Single out the lines of the material that contain "index" and copy them.

COLLECTED DATA:

■ ■ ■ ■ ■ ■ ■

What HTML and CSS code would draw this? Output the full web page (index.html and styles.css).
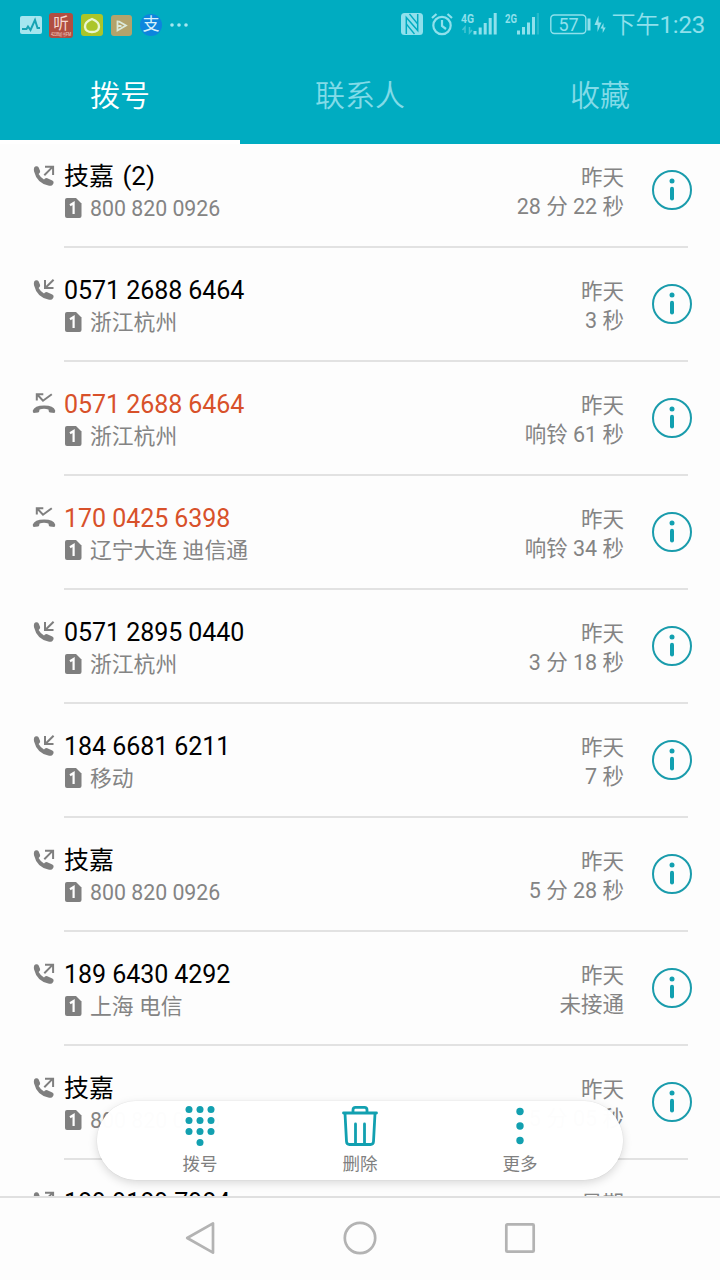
FILE: index.html
```html
<!DOCTYPE html>
<html lang="zh-CN">
<head>
<meta charset="utf-8">
<title>拨号</title>
<link rel="stylesheet" href="styles.css">
</head>
<body>
<svg class="defs" aria-hidden="true">
  <symbol id="handset" viewBox="0 0 24 24"><path d="M2.200 3.400Q3 2 5 2.200q1.300.2 1.800 1.600l1.300 3.300q.4 1.400-1 2.500l-.5.5q2 3.500 5.400 5.500l1-1q.9-1 2.300-.4l5 2.200q1.600.8 1.300 2.500-1.100 3.200-4.500 2.800Q5 19.600 2 7.200 1.600 5 2.200 3.400z" fill="#7f7f7f"/></symbol>
  <symbol id="out" viewBox="0 0 24 24"><use href="#handset"/><path d="M12.300 11.200 20.600 2.900M13 2.700h8.100v8.200" fill="none" stroke="#7f7f7f" stroke-width="2"/></symbol>
  <symbol id="in" viewBox="0 0 24 24"><use href="#handset"/><path d="M21.600 1.700 14 9.300M13 2v8h8.500" fill="none" stroke="#7f7f7f" stroke-width="2"/></symbol>
  <symbol id="missed" viewBox="0 0 24 24"><path d="M4.800 8.500V2.200h6.500M5 2.200l6 6.500L19.800 2.200" fill="none" stroke="#7f7f7f" stroke-width="2"/><path d="M.8 18.500Q2.500 13.500 12 13.400t11.200 5.100q.2 2.300-1 2.400l-4.200-.5q-1.400-.2-1.600-3-4.400-1.400-8.800 0-.2 2.800-1.600 3l-4.200.5Q.6 20.800.8 18.500z" fill="#7f7f7f"/></symbol>
  <symbol id="sim" viewBox="0 0 17 20"><path d="M2 0h9l5.500 5.500V18q0 2-2 2H2q-2 0-2-2V2Q0 0 2 0z" fill="#7f7f7f"/><path d="M5 7.300 8.600 5v11" fill="none" stroke="#fff" stroke-width="2.200"/></symbol>
  <symbol id="info" viewBox="0 0 40 40"><circle cx="20" cy="20" r="19" fill="none" stroke="#1a9cac" stroke-width="2"/><circle cx="20" cy="11" r="2.500" fill="#12a0b0"/><path d="M20 18.700v9.800" stroke="#12a0b0" stroke-width="4" stroke-linecap="round"/></symbol>
</svg>
<div class="screen">
  <header class="header">
    <div class="status">
      <div class="notices">
        <svg width="22" height="18" viewBox="0 0 22 18"><rect width="22" height="18" rx="2" fill="#a5e6ef"/><path d="M2 13h4.500l1.500-2.500 2.500 3.500L15 4l2.500 8H20" fill="none" stroke="#16a3b3" stroke-width="2"/></svg>
        <svg class="listen" width="24" height="25" viewBox="0 0 24 25"><rect width="24" height="25" rx="3" fill="#b04e40"/><text class="ear" x="12" y="15.500" text-anchor="middle">听</text><text class="fm" x="2" y="22.500" textLength="20" lengthAdjust="spacingAndGlyphs">4238听书FM</text></svg>
        <svg width="22" height="22" viewBox="0 0 22 22"><rect width="22" height="22" rx="3" fill="#abc529"/><path d="M11 5Q18.500 8 18 13 17.500 18 11 18T4 13Q3.500 8 11 5z" fill="none" stroke="#e9f6cf" stroke-width="2.400"/></svg>
        <svg width="21" height="21" viewBox="0 0 21 21"><rect width="21" height="21" rx="3" fill="#b3a36c"/><path d="M6.500 5.500v10L15 10.500 7.500 6.200M6.500 11h4" fill="none" stroke="#dceadb" stroke-width="1.800"/></svg>
        <span class="pay">支</span>
        <svg width="18" height="4" viewBox="0 0 18 4" fill="#a6e7f0"><circle cx="2" cy="2" r="1.800"/><circle cx="9" cy="2" r="1.800"/><circle cx="16" cy="2" r="1.800"/></svg>
      </div>
      <div class="system">
        <svg width="22" height="22" viewBox="0 0 22 22"><rect width="22" height="22" rx="3.500" fill="#8fe0ec"/><path d="M5.300 21V4.500L16.700 17.500V1" fill="none" stroke="#00acc1" stroke-width="1.500"/><path d="M8.500 1 16.700 11M5.300 11l8.200 10" fill="none" stroke="#00acc1" stroke-width="1.300"/></svg>
        <svg class="alarm" width="22" height="24" viewBox="0 0 22 24" fill="none" stroke="#8fe0ec" stroke-width="2.200"><circle cx="11" cy="13.500" r="8.700"/><path d="M11 8V14l4 3M1 6 5.500 2M16.500 2 21 6"/></svg>
        <svg class="sig4" width="36" height="24" viewBox="0 0 36 24"><text class="net" x="0" y="11" textLength="13" lengthAdjust="spacingAndGlyphs">4G</text><path d="M1.500 18 4 15v6M8.500 15v6l2.500-3" fill="none" stroke="#45c5d4" stroke-width="1.500"/><path d="M14 19v3.500M19.200 15.500v7M24.200 11v11.500M29.200 6v16.500M34.200 1v21.500" stroke="#8fe0ec" stroke-width="3"/></svg>
        <svg class="sig2" width="34" height="24" viewBox="0 0 34 24"><text class="net" x="0" y="11" textLength="12" lengthAdjust="spacingAndGlyphs">2G</text><path d="M13.500 18.500v4M18.500 15v7.500M23.500 10.500v12M28.500 5v17.500" stroke="#8fe0ec" stroke-width="3"/><path d="M33 1v21.500" stroke="#27b9ca" stroke-width="2.500"/></svg>
        <svg class="batt" width="56" height="22" viewBox="0 0 56 22"><rect x=".8" y="2" width="35" height="18.500" rx="3.500" fill="none" stroke="#8fe0ec" stroke-width="1.400"/><path d="M39 5.500v12" stroke="#8fe0ec" stroke-width="3"/><text class="level" x="18.500" y="17.500" text-anchor="middle">57</text><path d="M48.500 2.500 44.500 12h3v7l4-9.500h-3zM53.500 10 50.500 15.500h2.200V20l3-5.500h-2.200z" fill="#8fe0ec"/></svg>
        <span class="clock">下午<span class="time">1:23</span></span>
      </div>
    </div>
    <nav class="tabs"><span class="tab active">拨号</span><span class="tab">联系人</span><span class="tab">收藏</span></nav>
  </header>
  <main class="calls">
    <div class="call first"><svg class="kind"><use href="#out"/></svg><div class="body"><div class="who"><div class="name">技嘉<span class="count">(2)</span></div><div class="place num"><svg class="sim"><use href="#sim"/></svg>800 820 0926</div></div><div class="when"><div>昨天</div><div>28 分 22 秒</div></div><svg class="info"><use href="#info"/></svg></div></div>
    <div class="call"><svg class="kind"><use href="#in"/></svg><div class="body"><div class="who"><div class="name">0571 2688 6464</div><div class="place"><svg class="sim"><use href="#sim"/></svg>浙江杭州</div></div><div class="when"><div>昨天</div><div>3 秒</div></div><svg class="info"><use href="#info"/></svg></div></div>
    <div class="call"><svg class="kind"><use href="#missed"/></svg><div class="body"><div class="who"><div class="name red">0571 2688 6464</div><div class="place"><svg class="sim"><use href="#sim"/></svg>浙江杭州</div></div><div class="when"><div>昨天</div><div>响铃 61 秒</div></div><svg class="info"><use href="#info"/></svg></div></div>
    <div class="call"><svg class="kind"><use href="#missed"/></svg><div class="body"><div class="who"><div class="name red">170 0425 6398</div><div class="place"><svg class="sim"><use href="#sim"/></svg>辽宁大连 迪信通</div></div><div class="when"><div>昨天</div><div>响铃 34 秒</div></div><svg class="info"><use href="#info"/></svg></div></div>
    <div class="call"><svg class="kind"><use href="#in"/></svg><div class="body"><div class="who"><div class="name">0571 2895 0440</div><div class="place"><svg class="sim"><use href="#sim"/></svg>浙江杭州</div></div><div class="when"><div>昨天</div><div>3 分 18 秒</div></div><svg class="info"><use href="#info"/></svg></div></div>
    <div class="call"><svg class="kind"><use href="#in"/></svg><div class="body"><div class="who"><div class="name">184 6681 6211</div><div class="place"><svg class="sim"><use href="#sim"/></svg>移动</div></div><div class="when"><div>昨天</div><div>7 秒</div></div><svg class="info"><use href="#info"/></svg></div></div>
    <div class="call"><svg class="kind"><use href="#out"/></svg><div class="body"><div class="who"><div class="name">技嘉</div><div class="place num"><svg class="sim"><use href="#sim"/></svg>800 820 0926</div></div><div class="when"><div>昨天</div><div>5 分 28 秒</div></div><svg class="info"><use href="#info"/></svg></div></div>
    <div class="call"><svg class="kind"><use href="#out"/></svg><div class="body"><div class="who"><div class="name">189 6430 4292</div><div class="place"><svg class="sim"><use href="#sim"/></svg>上海 电信</div></div><div class="when"><div>昨天</div><div>未接通</div></div><svg class="info"><use href="#info"/></svg></div></div>
    <div class="call"><svg class="kind"><use href="#out"/></svg><div class="body"><div class="who"><div class="name">技嘉</div><div class="place num"><svg class="sim"><use href="#sim"/></svg>800 820 0926</div></div><div class="when"><div>昨天</div><div>5 分 05 秒</div></div><svg class="info"><use href="#info"/></svg></div></div>
    <div class="call last"><svg class="kind"><use href="#out"/></svg><div class="body"><div class="who"><div class="name">189 9189 7984</div><div class="place"></div></div><div class="when"><div>星期</div><div></div></div></div></div>
    <div class="actions">
      <div class="action"><svg width="40" height="40" viewBox="0 0 40 40" fill="#12a0b0"><circle cx="9" cy="3.500" r="3.500"/><circle cx="20" cy="3.500" r="3.500"/><circle cx="31" cy="3.500" r="3.500"/><circle cx="9" cy="14.500" r="3.500"/><circle cx="20" cy="14.500" r="3.500"/><circle cx="31" cy="14.500" r="3.500"/><circle cx="9" cy="25.500" r="3.500"/><circle cx="20" cy="25.500" r="3.500"/><circle cx="31" cy="25.500" r="3.500"/><circle cx="20" cy="36.500" r="3.500"/></svg><span>拨号</span></div>
      <div class="action"><svg width="40" height="40" viewBox="0 0 40 40" fill="none" stroke="#12a0b0" stroke-width="2.800" stroke-linecap="round"><path d="M3.500 7h33M13 6.500V4q0-2.600 2.500-2.600h9Q27 1.400 27 4v2.500M5 7.500l1.500 28q.2 3 3 3h21q2.800 0 3-3L35 7.500M15.500 18v19.500M24.500 18v19.500"/></svg><span>删除</span></div>
      <div class="action"><svg width="40" height="40" viewBox="0 0 40 40" fill="#12a0b0"><circle cx="20" cy="5.500" r="3.700"/><circle cx="20" cy="20" r="3.700"/><circle cx="20" cy="34.500" r="3.700"/></svg><span>更多</span></div>
    </div>
  </main>
  <footer class="navbar">
    <svg width="32" height="34" viewBox="0 0 32 34"><path d="M29 2.300v29.400L3.200 17z"/></svg>
    <svg width="34" height="34" viewBox="0 0 34 34"><circle cx="17" cy="17" r="15.200"/></svg>
    <svg width="32" height="34" viewBox="0 0 32 34"><rect x="2.300" y="3.300" width="27.400" height="27.400" rx="1"/></svg>
  </footer>
</div>
</body>
</html>
```
FILE: styles.css
```css
* { box-sizing: border-box; }
body { margin: 0; font-family: Roboto, "Noto Sans CJK SC", sans-serif; background: #fdfdfd; }
svg { display: block; flex: none; }
.defs { position: absolute; width: 0; height: 0; }
.screen { width: 720px; height: 1280px; display: flex; flex-direction: column; overflow: hidden; }
.header { height: 144px; flex: none; background: #00acc1; }
.status { height: 48px; padding: 0 15px 0 20px; display: flex; justify-content: space-between; align-items: center; color: #8fe0ec; }
.notices { display: flex; align-items: center; gap: 8px; padding-top: 2px; }
.listen { margin: 0 -1px 0 -1px; }
.listen + svg { margin-left: 1px; }
.ear { font-size: 15.500px; fill: #f5d8d0; }
.fm { font-size: 4.500px; fill: #f5d8d0; }
.pay { width: 22px; height: 22px; border-radius: 50%; background: #0d85dd; color: #d8f1fa; font-size: 17px; line-height: 21px; text-align: center; }
.system { display: flex; align-items: center; }
.alarm, .sig4, .sig2 { margin-left: 8px; }
.batt { margin-left: 11px; }
.net { font-size: 13px; font-weight: 700; fill: #8fe0ec; }
.level { font-size: 18px; fill: #8fe0ec; }
.clock { margin-left: 6px; padding-top: 2px; font-size: 24px; line-height: 46px; font-weight: 350; white-space: nowrap; }
.time { font-weight: 400; letter-spacing: -.2px; }
.tabs { height: 96px; display: flex; }
.tab { width: 240px; height: 96px; text-align: center; font-size: 30px; font-weight: 350; line-height: 96px; color: #82dbe8; }
.tab.active { color: #fff; border-bottom: 4px solid #fff; }
.calls { position: relative; height: 1052px; flex: none; overflow: hidden; }
.call { height: 114px; padding-left: 32px; display: flex; align-items: flex-end; }
.call.first { height: 104px; }
.kind { width: 24px; height: 24px; margin-bottom: 60px; }
.body { width: 624px; height: 100%; margin-left: 8px; border-bottom: 2px solid #e2e2e2; display: flex; align-items: flex-end; }
.who { flex: 1; padding-bottom: 21px; }
.name { height: 32px; font-size: 25px; letter-spacing: -.05px; line-height: 32px; color: #000; white-space: nowrap; }
.name.red { color: #d8512a; }
.count { margin-left: 8.500px; font-size: 26px; letter-spacing: 0; line-height: 30px; }
.place { height: 32px; display: flex; align-items: center; font-size: 21.800px; line-height: 32px; color: #848484; white-space: pre; }
.place.num { font-size: 21.300px; }
.sim { width: 17px; height: 20px; margin: -2px 8px 0 1px; }
.when { padding-bottom: 25px; text-align: right; font-size: 21.500px; line-height: 30px; color: #848484; white-space: nowrap; }
.when div { height: 29px; }
.info { width: 40px; height: 40px; margin: 0 -4px 36px 28px; }
.last .when { margin-right: 64px; }
.actions { position: absolute; left: 97px; top: 957px; width: 526px; height: 79px; border-radius: 40px; background: rgba(255, 255, 255, .98); box-shadow: 0 3px 10px rgba(0, 0, 0, .15), 0 0 1px rgba(0, 0, 0, .2); display: flex; justify-content: center; }
.action { width: 160px; display: flex; flex-direction: column; align-items: center; padding-top: 5px; font-size: 17.500px; line-height: 26px; color: #808080; }
.action span { padding-top: 5px; }
.navbar { flex: 1; padding-bottom: 2px; border-top: 2px solid #e0e0e0; display: flex; justify-content: center; align-items: center; gap: 127px; }
.navbar svg { fill: none; stroke: #b3b3b3; stroke-width: 2.700; stroke-linejoin: round; }
```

■ ■ ■ ■ ■ ■ ■

EXPECTED ANSWER:
What HTML and CSS code would draw this? Output the full web page (index.html and styles.css).
FILE: index.html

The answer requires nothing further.